7. Ibnu Hajar Al-’Asqolani Asy-Syafii rahimahullah (773-852 H) berkata dalam Fathul Bari:
 “Dan termasuk yang terjadi juga adalah penyusunan buku tentang pendapat dalam masalah akidah, sampai kelompok yang menetapkan sifat Datang dan kelompok yang meniadakannya memasukinya. Yang pertama berlebihan sampai melakukan tasybih, yang kedua berlebihan sampai menolak sama sekali. Dan sangat keras pengingkaran salaf terhadap hal itu, seperti Abu Hanifah, Abu Yusuf dan Asy-Syafii. Ucapan mereka dalam mencela ahlul kalam sangatlah terkenal. Sebabnya karena orang-orang itu berbicara tentang perkara yang didiamkan oleh Nabi shallallahu ‘alaihi wa sallam dan para shohabatnya. Dan telah datang dari Imam Malik bahwa tidak ada pada masa Nabi shallallahu ‘alaihi wa sallam, Abu Bakr, Umar sedikitpun dari al-hawa (bid’ah), yakni bid’ah-bid’ah khowaroj, syiah rofidhoh dan qodariyah.
Orang-orang yang datang setelah tiga generasi (awal) yang utama dalam keumuman perkara yang diingkari oleh para imam tabiin dan tabiut tabiin.

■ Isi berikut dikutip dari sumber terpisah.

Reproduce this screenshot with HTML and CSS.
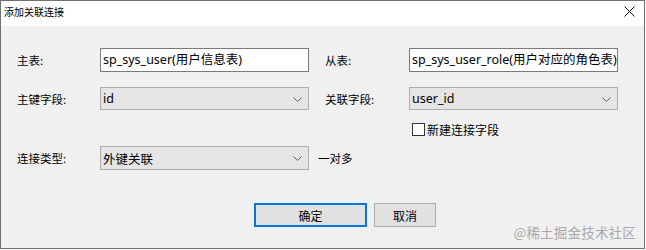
FILE: index.html
```html
<!DOCTYPE html>
<html lang="zh-CN">
<head>
    <meta charset="UTF-8">
    <title>添加关联连接</title>
    <link rel="stylesheet" href="styles.css">
</head>
<body>

<div class="window">
    <!-- Title bar -->
    <div class="titlebar">
        <span class="title">添加关联连接</span>
        <svg class="close" width="11" height="11" viewBox="0 0 11 11">
            <path d="M0.5 0.5 L10.5 10.5 M10.5 0.5 L0.5 10.5" stroke="#111" stroke-width="1" fill="none"/>
        </svg>
    </div>

    <div class="content">
        <div class="row row-first">
            <span class="label">主表:</span>
            <div class="textbox">sp_sys_user(用户信息表)</div>
            <span></span>
            <span class="label">从表:</span>
            <div class="textbox">sp_sys_user_role(用户对应的角色表)</div>
        </div>

        <div class="row row-second">
            <span class="label">主键字段:</span>
            <div class="combo">
                <span>id</span>
                <svg class="chevron" width="9" height="5" viewBox="0 0 9 5"><polyline points="0.5,0.5 4.5,4.5 8.5,0.5" stroke="#606060" fill="none"/></svg>
            </div>
            <span></span>
            <span class="label">关联字段:</span>
            <div class="combo">
                <span>user_id</span>
                <svg class="chevron" width="9" height="5" viewBox="0 0 9 5"><polyline points="0.5,0.5 4.5,4.5 8.5,0.5" stroke="#606060" fill="none"/></svg>
            </div>
        </div>

        <div class="row row-check">
            <span></span>
            <span></span>
            <span></span>
            <span></span>
            <label class="check"><span class="box"></span>新建连接字段</label>
        </div>

        <div class="row row-third">
            <span class="label">连接类型:</span>
            <div class="combo">
                <span>外键关联</span>
                <svg class="chevron" width="9" height="5" viewBox="0 0 9 5"><polyline points="0.5,0.5 4.5,4.5 8.5,0.5" stroke="#606060" fill="none"/></svg>
            </div>
            <span class="relation">一对多</span>
        </div>

        <div class="buttons">
            <div class="btn btn-default">确定</div>
            <div class="btn btn-cancel">取消</div>
        </div>

        <div class="watermark">@稀土掘金技术社区</div>
    </div>
</div>

</body>
</html>
```

FILE: styles.css
```css
body {
    margin: 0;
    padding: 0;
    background-color: #ffffff;
    font-family: "Noto Sans", "Noto Sans CJK SC", sans-serif;
    color: #000;
}
.window {
    width: 645px;
    height: 249px;
    box-sizing: border-box;
    border: 1px solid #707070;
    background-color: #f0f0f0;
    display: flex;
    flex-direction: column;
}
.titlebar {
    height: 25px;
    background-color: #ffffff;
    display: flex;
    align-items: center;
    justify-content: space-between;
    padding: 0 9px 0 3px;
}
.title {
    font-family: "Noto Sans CJK SC", sans-serif;
    font-size: 10px;
    line-height: 12px;
    margin-top: -3px;
}
.close {
    margin-top: -4px;
}
.content {
    position: relative;
    flex: 1;
    padding-left: 16px;
}
.row {
    display: grid;
    grid-template-columns: 83px 209px 16px 84px 209px;
    align-items: center;
}
.row-first {
    margin-top: 22px;
    height: 24px;
}
.row-second {
    margin-top: 15px;
    height: 23px;
}
.row-check {
    margin-top: 13px;
    height: 13px;
}
.row-third {
    margin-top: 10px;
    height: 24px;
}
.label {
    font-family: "Noto Sans CJK SC", sans-serif;
    font-size: 11.5px;
    line-height: 14px;
}
.textbox {
    height: 24px;
    box-sizing: border-box;
    border: 1px solid #7a7a7a;
    background-color: #ffffff;
    padding-left: 2px;
    font-size: 12.5px;
    line-height: 21px;
    white-space: nowrap;
    overflow: hidden;
}
.combo {
    height: 100%;
    box-sizing: border-box;
    border: 1px solid #adadad;
    background-color: #e5e5e5;
    display: flex;
    align-items: center;
    justify-content: space-between;
    padding: 0 6px 0 2px;
    font-size: 12.5px;
}
.chevron {
    margin-top: 1px;
}
.check {
    display: flex;
    align-items: center;
    gap: 2px;
    margin-left: 3px;
    font-family: "Noto Sans CJK SC", sans-serif;
    font-size: 12px;
    line-height: 13px;
    white-space: nowrap;
}
.box {
    width: 13px;
    height: 13px;
    box-sizing: border-box;
    border: 1px solid #333333;
    background-color: #ffffff;
}
.relation {
    grid-column: 3 / span 2;
    padding-left: 9px;
    font-family: "Noto Sans CJK SC", sans-serif;
    font-size: 11.5px;
}
.buttons {
    display: flex;
    gap: 7px;
    margin-top: 33px;
    padding-left: 237px;
}
.btn {
    height: 24px;
    box-sizing: border-box;
    background-color: #e1e1e1;
    text-align: center;
    font-family: "Noto Sans CJK SC", sans-serif;
    font-size: 12px;
    display: flex;
    align-items: center;
    justify-content: center;
}
.btn-default {
    width: 113px;
    border: 2px solid #0078d7;
}
.btn-cancel {
    width: 62px;
    border: 1px solid #adadad;
}
.watermark {
    position: absolute;
    right: 8px;
    bottom: 6px;
    font-family: "Noto Sans CJK SC", sans-serif;
    font-size: 13.5px;
    color: #a9a9a9;
    letter-spacing: 0.2px;
}
```
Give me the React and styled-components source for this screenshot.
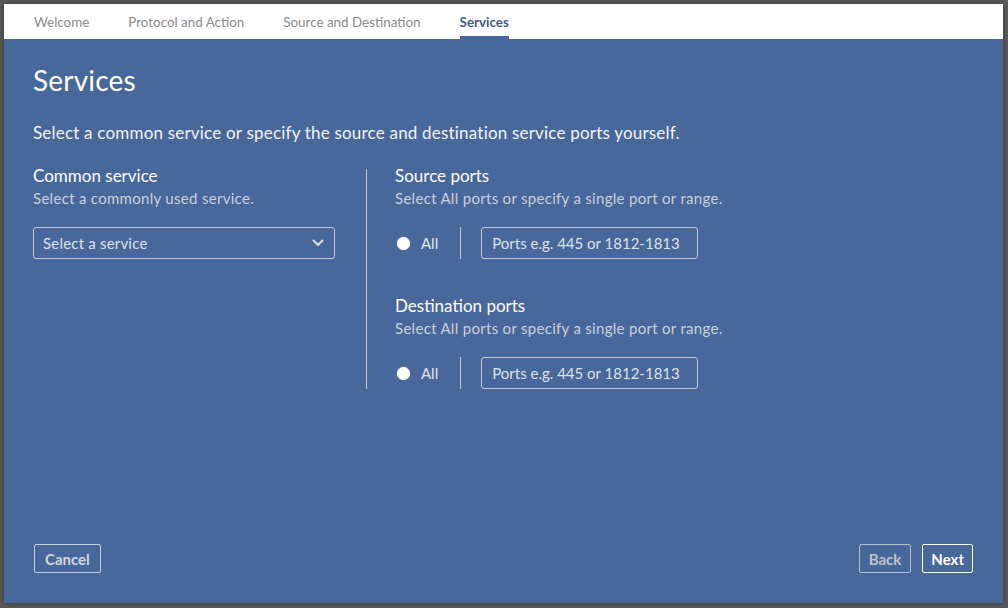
import styled, { createGlobalStyle } from 'styled-components';

const GlobalStyle = createGlobalStyle`
  html, body {
    margin: 0;
    padding: 0;
    background: #5a5a5a;
  }
  * {
    box-sizing: border-box;
  }
`;

const tabs = ['Welcome', 'Protocol and Action', 'Source and Destination', 'Services'];

const Chevron = () => (
  <svg width="12" height="8" viewBox="0 0 12 8">
    <polyline
      points="1.5,1.5 6,6 10.5,1.5"
      fill="none"
      stroke="#dfe4ec"
      strokeWidth="2"
      strokeLinecap="round"
      strokeLinejoin="round"
    />
  </svg>
);

const PortGroup = ({ title, first }) => (
  <Group first={first}>
    <Heading>{title}</Heading>
    <Hint>Select All ports or specify a single port or range.</Hint>
    <PortRow>
      <Radio />
      <RadioLabel>All</RadioLabel>
      <RowDivider />
      <TextBox>Ports e.g. 445 or 1812-1813</TextBox>
    </PortRow>
  </Group>
);

const App = () => {
  return (
    <Page>
      <GlobalStyle />
      <Dialog>
        <TabBar>
          {tabs.map(t => (
            <Tab key={t} active={t === 'Services'}>
              {t}
            </Tab>
          ))}
        </TabBar>
        <Body>
          <Title>Services</Title>
          <Intro>
            Select a common service or specify the source and destination service ports yourself.
          </Intro>
          <Columns>
            <LeftCol>
              <Group first>
                <Heading>Common service</Heading>
                <Hint>Select a commonly used service.</Hint>
                <SelectBox>
                  <span>Select a service</span>
                  <Chevron />
                </SelectBox>
              </Group>
            </LeftCol>
            <ColDivider />
            <RightCol>
              <PortGroup title="Source ports" first />
              <PortGroup title="Destination ports" />
            </RightCol>
          </Columns>
        </Body>
        <Footer>
          <Button>Cancel</Button>
          <ButtonGroup>
            <Button variant="muted">Back</Button>
            <Button variant="primary">Next</Button>
          </ButtonGroup>
        </Footer>
      </Dialog>
    </Page>
  );
};

export default App;

const Page = styled.div`
  width: 1008px;
  height: 608px;
  padding: 4px 5px 5px 4px;
  font-family: Lato, 'Noto Sans', sans-serif;
`;

const Dialog = styled.div`
  width: 999px;
  height: 599px;
  display: flex;
  flex-direction: column;
  background: #48679a;
  box-shadow: 0 0 6px rgba(0, 0, 0, 0.4);
`;

const TabBar = styled.div`
  height: 35px;
  background: #fff;
  display: flex;
  gap: 39px;
  padding-left: 30px;
`;

const Tab = styled.div`
  display: flex;
  align-items: center;
  padding-top: 3px;
  font-size: 13.4px;
  color: ${p => (p.active ? '#3e5d8f' : '#8a8a8a')};
  font-weight: ${p => (p.active ? 700 : 400)};
  border-bottom: 3px solid ${p => (p.active ? '#48679a' : 'transparent')};
`;

const Body = styled.div`
  flex: 1;
  padding: 21px 29px 0;
  color: #fff;
`;

const Title = styled.h1`
  margin: 0;
  font-size: 28px;
  line-height: 40px;
  font-weight: 400;
  letter-spacing: 0.2px;
`;

const Intro = styled.p`
  margin: 22px 0 0;
  font-size: 17px;
  line-height: 22px;
  letter-spacing: 0.2px;
  color: #f2f4f8;
`;

const Columns = styled.div`
  display: flex;
  margin-top: 22px;
`;

const LeftCol = styled.div`
  width: 302px;
  margin-right: 31px;
`;

const ColDivider = styled.div`
  width: 1px;
  margin-top: 3px;
  background: #c2cad8;
`;

const RightCol = styled.div`
  padding-left: 28px;
`;

const Group = styled.div`
  margin-top: ${p => (p.first ? '0' : '37px')};
`;

const Heading = styled.div`
  font-size: 17px;
  line-height: 20px;
  color: #fff;
`;

const Hint = styled.div`
  margin-top: 2px;
  font-size: 15px;
  line-height: 20px;
  letter-spacing: 0.3px;
  color: #c9d1dd;
`;

const SelectBox = styled.div`
  margin-top: 19px;
  height: 32px;
  display: flex;
  align-items: center;
  justify-content: space-between;
  padding: 0 10px 0 9px;
  border: 1px solid #c4ccda;
  border-radius: 3px;
  font-size: 15px;
  letter-spacing: 0.2px;
  color: #dde2ea;
`;

const PortRow = styled.div`
  margin-top: 19px;
  height: 32px;
  display: flex;
  align-items: center;
`;

const Radio = styled.span`
  width: 13px;
  height: 13px;
  margin-left: 2px;
  border-radius: 50%;
  background: #fff;
  box-shadow: 0 0 1px rgba(255, 255, 255, 0.8);
`;

const RadioLabel = styled.span`
  margin-left: 11px;
  font-size: 15px;
  color: #e2e6ee;
`;

const RowDivider = styled.span`
  width: 1px;
  height: 32px;
  margin-left: 22px;
  background: #c2cad8;
`;

const TextBox = styled.div`
  margin-left: 20px;
  width: 217px;
  height: 32px;
  display: flex;
  align-items: center;
  padding-left: 10px;
  border: 1px solid #c4ccda;
  border-radius: 3px;
  font-size: 15px;
  color: #dde2ea;
`;

const Footer = styled.div`
  display: flex;
  justify-content: space-between;
  align-items: center;
  padding: 0 30px 30px;
`;

const ButtonGroup = styled.div`
  display: flex;
  gap: 11px;
`;

const buttonPadding = { primary: '8px', muted: '9px' };

const Button = styled.button`
  height: 29px;
  padding: 0 ${p => buttonPadding[p.variant] || '10px'};
  background: transparent;
  border: 1px solid
    ${p => (p.variant === 'primary' ? '#ffffff' : p.variant === 'muted' ? '#b7c0ce' : '#c8ceda')};
  border-radius: 2px;
  font-family: Lato, 'Noto Sans', sans-serif;
  font-size: 15px;
  font-weight: 700;
  color: ${p => (p.variant === 'primary' ? '#ffffff' : p.variant === 'muted' ? '#bcc4d0' : '#d2d7e0')};
`;
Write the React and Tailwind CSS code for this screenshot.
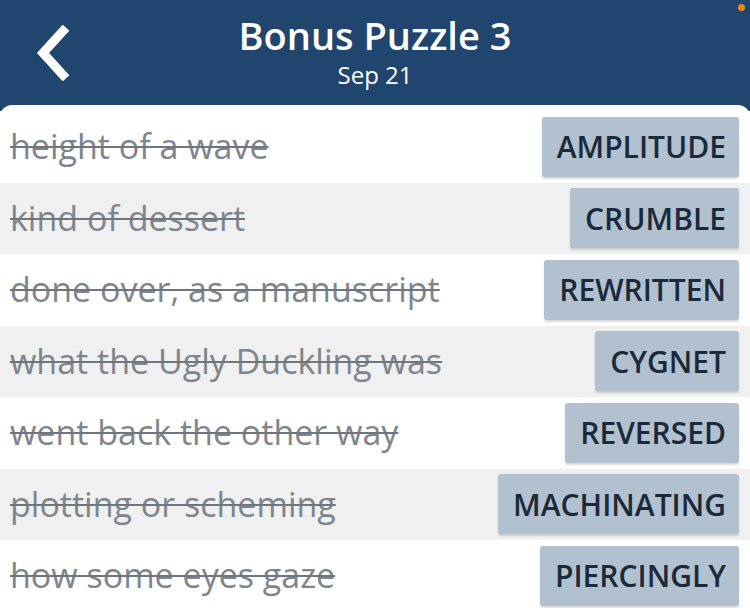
const rows = [
  ['height of a wave', 'AMPLITUDE'],
  ['kind of dessert', 'CRUMBLE'],
  ['done over, as a manuscript', 'REWRITTEN'],
  ['what the Ugly Duckling was', 'CYGNET'],
  ['went back the other way', 'REVERSED'],
  ['plotting or scheming', 'MACHINATING'],
  ['how some eyes gaze', 'PIERCINGLY'],
];

export default function App() {
  return (
    <div className="w-[750px] h-[608px] overflow-hidden bg-[#20466f] font-['Open_Sans',sans-serif]">
      <div className="relative h-[105px] flex flex-col items-center">
        <button className="absolute left-[32px] top-[25px] w-[40px] h-[56px] flex items-center justify-center">
          <svg width="36" height="56" viewBox="0 0 36 56">
            <path d="M29 6 L9 28 L29 50" fill="none" stroke="white" strokeWidth="9" strokeLinecap="square" strokeLinejoin="miter" />
          </svg>
        </button>
        <div className="absolute right-[5px] top-[4px] w-[7px] h-[7px] rounded-full bg-[#e08a1e]" />
        <h1 className="mt-[10px] text-[38px] leading-[50px] font-semibold text-white">Bonus Puzzle 3</h1>
        <div className="text-[24px] leading-[30px] text-white">Sep 21</div>
      </div>
      <div className="bg-white rounded-t-[12px] pt-[6px]">
        {rows.map(([clue, answer], i) => (
          <div
            key={answer}
            className={`h-[71.5px] flex items-center justify-between pl-[10px] pr-[11px] ${i % 2 ? 'bg-[#f0f0f0]' : 'bg-white'}`}
          >
            <span className="text-[34px] text-[#7e858c] line-through decoration-[2px] decoration-[#6e757c]">{clue}</span>
            <span className="h-[60px] flex items-center pl-[15px] pr-[13px] rounded-[3px] bg-[#b1c1cf] shadow-[0_2px_2px_rgba(0,0,0,0.15)] text-[30px] font-semibold text-[#1b2a3a]">
              {answer}
            </span>
          </div>
        ))}
      </div>
    </div>
  );
}
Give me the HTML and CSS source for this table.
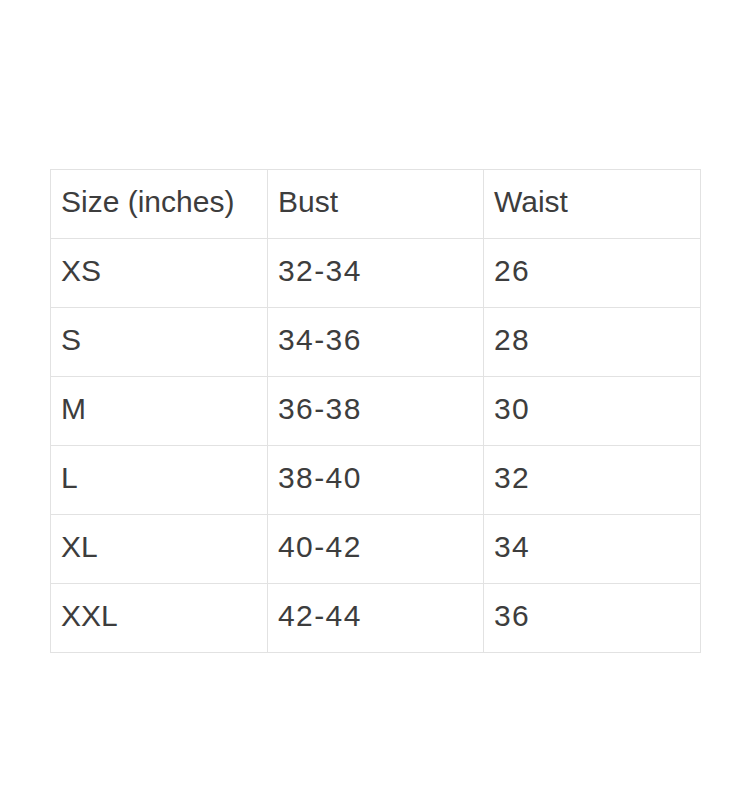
FILE: index.html
```html
<!DOCTYPE html>
<html>
<head>
<meta charset="utf-8">
<link rel="stylesheet" href="styles.css">
</head>
<body>
<div class="page">
  <table class="size-table">
    <colgroup><col class="c1"><col class="c2"><col class="c3"></colgroup>
    <tr><td>Size (inches)</td><td>Bust</td><td>Waist</td></tr>
    <tr><td>XS</td><td class="num">32-34</td><td class="num">26</td></tr>
    <tr><td>S</td><td class="num">34-36</td><td class="num">28</td></tr>
    <tr><td>M</td><td class="num">36-38</td><td class="num">30</td></tr>
    <tr><td>L</td><td class="num">38-40</td><td class="num">32</td></tr>
    <tr><td>XL</td><td class="num">40-42</td><td class="num">34</td></tr>
    <tr><td>XXL</td><td class="num">42-44</td><td class="num">36</td></tr>
  </table>
</div>
</body>
</html>
```

FILE: styles.css
```css
html, body {
  margin: 0;
  padding: 0;
  background: #ffffff;
}
.page {
  padding: 169px 0 0 50px;
}
.size-table {
  border-collapse: collapse;
  table-layout: fixed;
  width: 650px;
  font-family: "Liberation Sans", Arial, sans-serif;
  font-size: 30px;
  color: #3d3d3d;
}
.c1 { width: 217px; }
.c2 { width: 216px; }
.c3 { width: 217px; }
.size-table td {
  border: 1px solid #e2e2e2;
  height: 69px;
  padding: 0 0 4px 10px;
  box-sizing: border-box;
  vertical-align: middle;
  line-height: 34px;
}
.size-table td.num {
  letter-spacing: 1.4px;
}
```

Orang-orang itu tidak merasa cukup dengan hal itu sampai mencapurkan antara permasalahan-permasalahan agama dengan ucapan-ucapan yunan, dan menjadikan perkataan ahli filsafat sebagai dasar kembalinya atsar-atsar yang menyelisihinya dengan cara mentakwilnya, meskipun dengan enggan.
Kemudian orang-orang itu tidak merasa cukup dengan itu saja, sampai mereka meyakini bahwa yang mereka ajarkan adalah ilmu yang paling utama dan paling mulia untuk dipelajari dan menyangka bahwa orang yang tidak memakai istilah-istilah mereka adalah orang yang awam lagi bodoh.
Maka orang yang berbahagia adalah orang yang berpegang teguh dengan yang dipegang oleh salaf sholih dan menjauhi perkara yang diada-adakan kholaf (orang-orang belakangan).”

8. Imam As-Suyuthi rahimahullah (849-911) dalam Al-Amru Bil Ittiba’ Wan Nahyu ‘An Al-Ibtida’ hal 8:
“Maka bagaimana kalau mereka melihat terhadap apa yang diada-adakan oleh orang-orang pada masa ini, yang padanya ada tambahan-tambahan yang jelek. Maka berhati-hatilah saudaraku, dan teladanilah salaf sholih.”